Abbiamo chiesto agli studenti di raccontarci una scena significativa vissuta a scuola. Ecco alcuni brani tratti dalle loro risposte.
«Era un giorno come la maggior parte degli altri a scuola, pieno di stress e ansia…»
«L’altro giorno sono stata interrogata, avevo molta ansia, più del solito però, non so nemmeno il motivo… non ho saputo rispondere alla prima domanda e da lì sono entrata in panico. Di conseguenza, pur avendo studiato tanto i giorni precedenti, non capivo più niente, confondevo tutte le frasi e definizioni. Sono rimasta in silenzio, ce l’avevo a morte con me stessa. Non sopporto quando mi succedono queste cose…»
«La mia vita di studente si racchiude nello stress e nell’ansia che la scuola mi provoca. Una volta, durante l’interrogazione di diritto, ero così agitata che, nonostante avessi studiato, feci scena muta perché entrai nel panico e stretti zitta tutto il tempo.

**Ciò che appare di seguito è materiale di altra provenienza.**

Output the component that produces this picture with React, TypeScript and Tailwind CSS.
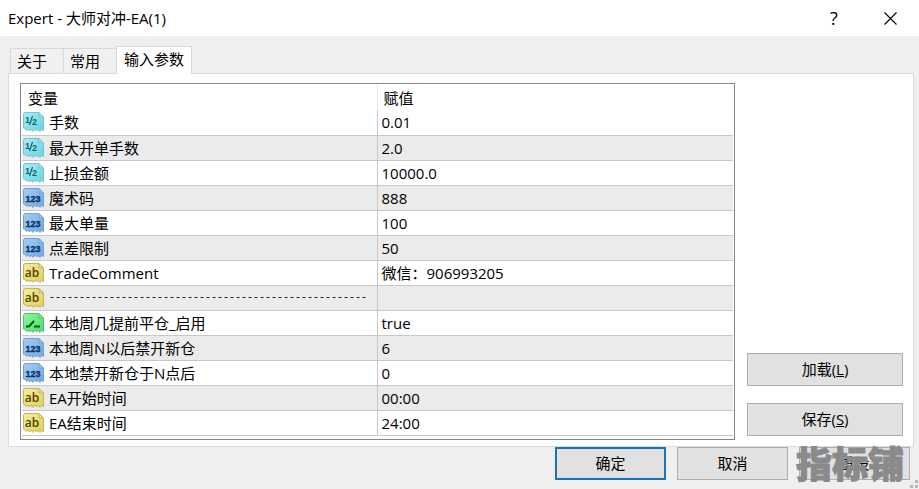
import React, { useState } from 'react';
import { clsx } from 'clsx';

type ParamType = 'double' | 'int' | 'string' | 'bool';

interface Param {
  type: ParamType;
  name: string;
  value: string;
}

const PARAMS: Param[] = [
  { type: 'double', name: '手数', value: '0.01' },
  { type: 'double', name: '最大开单手数', value: '2.0' },
  { type: 'double', name: '止损金额', value: '10000.0' },
  { type: 'int', name: '魔术码', value: '888' },
  { type: 'int', name: '最大单量', value: '100' },
  { type: 'int', name: '点差限制', value: '50' },
  { type: 'string', name: 'TradeComment', value: '微信：906993205' },
  { type: 'string', name: '-----------------------------------------------------', value: '' },
  { type: 'bool', name: '本地周几提前平仓_启用', value: 'true' },
  { type: 'int', name: '本地周N以后禁开新仓', value: '6' },
  { type: 'int', name: '本地禁开新仓于N点后', value: '0' },
  { type: 'string', name: 'EA开始时间', value: '00:00' },
  { type: 'string', name: 'EA结束时间', value: '24:00' },
];

const TABS = ['关于', '常用', '输入参数'];

const ICON_COLORS = {
  double: { light: '#a5f0f4', dark: '#6ad2de', edge: '#74c3cd', ink: '#17616e' },
  int: { light: '#a3cff8', dark: '#6ea6e4', edge: '#769fcc', ink: '#0c2f5e' },
  string: { light: '#f8ef9c', dark: '#dfcd5c', edge: '#c2b25c', ink: '#4f4300' },
  bool: { light: '#8cf79b', dark: '#4bdc6c', edge: '#55be6e', ink: '#0b5420' },
};

const TypeIcon = ({ type }: { type: ParamType }) => {
  const c = ICON_COLORS[type];
  const id = `fill-${type}`;

  return (
    <svg width="21" height="20" viewBox="0 0 21 20" className="shrink-0" aria-hidden="true">
      <defs>
        <linearGradient id={id} x1="0" y1="0" x2="1" y2="1">
          <stop offset="0" stopColor={c.light} />
          <stop offset="1" stopColor={c.dark} />
        </linearGradient>
      </defs>
      {/* Sheet with a torn lower edge */}
      <path
        d="M2.5.5H16L20.5 5V18.5L18.5 17.5L17 19.5L15 17.5L13.5 19L11.5 17L10 19.5L8 17L6.5 19L5 17L3.5 18.5L2.5 16.5L.5 16V2.5Q.5.5 2.5.5Z"
        fill={`url(#${id})`}
        stroke={c.edge}
        strokeWidth="1"
      />
      <path d="M16 1V5H20Z" fill={c.light} stroke={c.edge} strokeWidth="1" />
      {type === 'double' && (
        <g fill={c.ink} fontFamily="Liberation Sans" fontWeight="bold">
          <text x="2" y="11" fontSize="9">1</text>
          <text x="9" y="13" fontSize="9">2</text>
          <path d="M6.5 13L9.5 4" stroke={c.ink} strokeWidth="1.2" />
        </g>
      )}
      {type === 'int' && (
        <text x="10" y="14" fontSize="9" textAnchor="middle" fill={c.ink} fontFamily="Liberation Sans" fontWeight="bold" stroke={c.ink} strokeWidth=".3">
          123
        </text>
      )}
      {type === 'string' && (
        <text x="9" y="14" fontSize="12" textAnchor="middle" fill={c.ink} fontFamily="Open Sans" fontWeight="600">ab</text>
      )}
      {type === 'bool' && (
        <path d="M3 13.5H6L11 8M12 12.5V13.5H17" fill="none" stroke={c.ink} strokeWidth="2" />
      )}
    </svg>
  );
};

const DialogButton = ({ primary, className, children }: { primary?: boolean; className?: string; children: React.ReactNode }) => (
  <button
    type="button"
    className={clsx(
      'h-[33px] bg-[#e1e1e1] text-center hover:bg-[#e5f1fb]',
      primary ? 'border-2 border-[#1a73b5]' : 'border border-[#adadad]',
      className
    )}
  >
    {children}
  </button>
);

export default function App() {
  const [tab, setTab] = useState(2);

  return (
    <div className="min-h-screen flex flex-col bg-[#efefef] font-['Open_Sans','Noto_Sans_CJK_SC',sans-serif] text-[15px] leading-5 text-black select-none">
      <header className="h-9 flex items-center justify-between bg-white pl-2 pr-[17px]">
        <h1>Expert - 大师对冲-EA(1)</h1>
        <div className="flex items-center gap-9">
          <button type="button" aria-label="帮助" className="w-4 text-lg leading-5">?</button>
          <button type="button" aria-label="关闭" className="w-6 flex justify-center">
            <svg width="13" height="13" viewBox="0 0 13 13" stroke="#000" strokeWidth="1.1">
              <path d="M.5.5L12.5 12.5M12.5.5L.5 12.5" />
            </svg>
          </button>
        </div>
      </header>

      <nav role="tablist" className="relative flex items-end pl-[10px] pt-[10px]">
        {TABS.map((label, i) => (
          <button
            key={label}
            type="button"
            role="tab"
            aria-selected={tab === i}
            onClick={() => setTab(i)}
            className={clsx(
              'border-l border-t border-[#d9d9d9] text-left',
              tab === i ? 'h-7 -mb-px bg-white border-r px-[7px] pb-1' : 'h-[25px] bg-[#f0f0f0] pl-[6px] pr-4'
            )}
          >
            {label}
          </button>
        ))}
      </nav>

      <main className="flex gap-3 ml-2 mr-[5px] bg-white border border-[#dcdcdc] pl-[11px] pr-[10px] pt-[9px] pb-[6px]">
        <div className="flex-1 border border-[#828790] px-px pt-px pb-[3px]">
          <table className="w-full table-fixed border-collapse">
            <thead>
              <tr className="h-[25px] text-left">
                <th className="w-[355px] font-normal py-0 pl-[6px] border-r border-[#e5e5e5]">变量</th>
                <th className="font-normal py-0 pl-[6px]">赋值</th>
              </tr>
            </thead>
            <tbody>
              {PARAMS.map((p) => (
                <tr key={p.name} className="h-[25px] border-b border-[#c8c8c8] even:bg-[#ebebeb]">
                  <td className="p-0 pl-px border-r border-[#c8c8c8]">
                    <div className="flex items-center gap-[5px] h-6">
                      <TypeIcon type={p.type} />
                      {p.name.startsWith('--') ? (
                        <span className="font-['Liberation_Mono',monospace] text-[10px]">{p.name}</span>
                      ) : (
                        <span className="whitespace-nowrap">{p.name}</span>
                      )}
                    </div>
                  </td>
                  <td className="p-0 pl-1">{p.value}</td>
                </tr>
              ))}
            </tbody>
          </table>
        </div>

        <div className="w-[156px] flex flex-col justify-end gap-[17px] pb-1">
          <DialogButton>加载(<u>L</u>)</DialogButton>
          <DialogButton>保存(<u>S</u>)</DialogButton>
        </div>
      </main>

      <footer className="flex justify-end gap-[11px] pr-[9px]">
        <DialogButton primary className="w-[111px]">确定</DialogButton>
        <DialogButton className="w-[111px]">取消</DialogButton>
        <div className="relative">
          <DialogButton className="w-[111px]">重设</DialogButton>
          {/* Watermark */}
          <span className="absolute -left-[3px] top-0 text-4xl leading-9 font-black whitespace-nowrap text-[#8a8a8a] [-webkit-text-stroke:1px_#8a8a8a] pointer-events-none">
            指标铺
          </span>
        </div>
      </footer>

      {/* Resize grip */}
      <svg width="8" height="8" viewBox="0 0 8 8" fill="#b8b8b8" className="absolute right-px bottom-px" aria-hidden="true">
        <path d="M5 0H8V3H5ZM0 5H3V8H0ZM5 5H8V8H5Z" />
      </svg>
    </div>
  );
}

Può sembrare una cosa stupida, ma rappresenta tutta la mia vita scolastica perché nella vita di tutti i giorni non mi succede, neanche quando recito.
Questo è il tipo di studente e di persona che sono, convivo con l’ansia ogni giorno e la sensazione di essere stupida e non abbastanza capace di fare niente».
Che le prove della vita, comprese interrogazioni e compiti a scuola, creino un po’ d’ansia, è un fatto normale. Anzi, è salutare perché ci mette addosso la giusta tensione che aiuta a mantenere la concentrazione. Ma quando l’ansia colpisce la gran parte degli studenti, quando in diversi soffrono di attacchi di panico, quando in tanti si bloccano di fronte a un esame, abbiamo un problema. Che può avere due ragioni di fondo. O noi adulti chiediamo ai ragazzi più di quanto loro possono dare o loro sono troppo fragili, hanno poche risorse cognitive ed emotive per affrontare le situazioni. In entrambi in casi la scuola ha il dovere di fare una riflessione perché siamo davvero di fronte a un’emergenza educativa. Anche se qualcuno la soluzione riesce a trovarla da solo.
«Ogni anno scolastico, ogni mese, ogni mattina dal lunedì al venerdì arrivo a scuola verso le 7.30, e mi metto sempre a quel palo della luce davanti all’entrata; è una scena che vivo e rivivo tutti i giorni, una mezz’ora d’attesa in cui non riesco nemmeno a distinguere i giorni della settimana da quanto è ripetitiva. Però allo stesso tempo è una scena tranquilla: rimango accanto a quel palo a fissare il nulla e ad aspettare… Ad aspettare che arrivi qualcuno che conosco, o anche uno sconosciuto, che mi chiede se ho un accendino; è il lasso di tempo più tranquillo di ogni giornata. Anzi, parto sempre presto da casa proprio per godermi la scena. C’è una pace indescrivibile, e intanto aspettare. Per me è una scena molto significativa, penso sia anche la mia parte preferita del giorno. Persino l’ansia che dovrei avere per un’interrogazione o per un compito se ne va».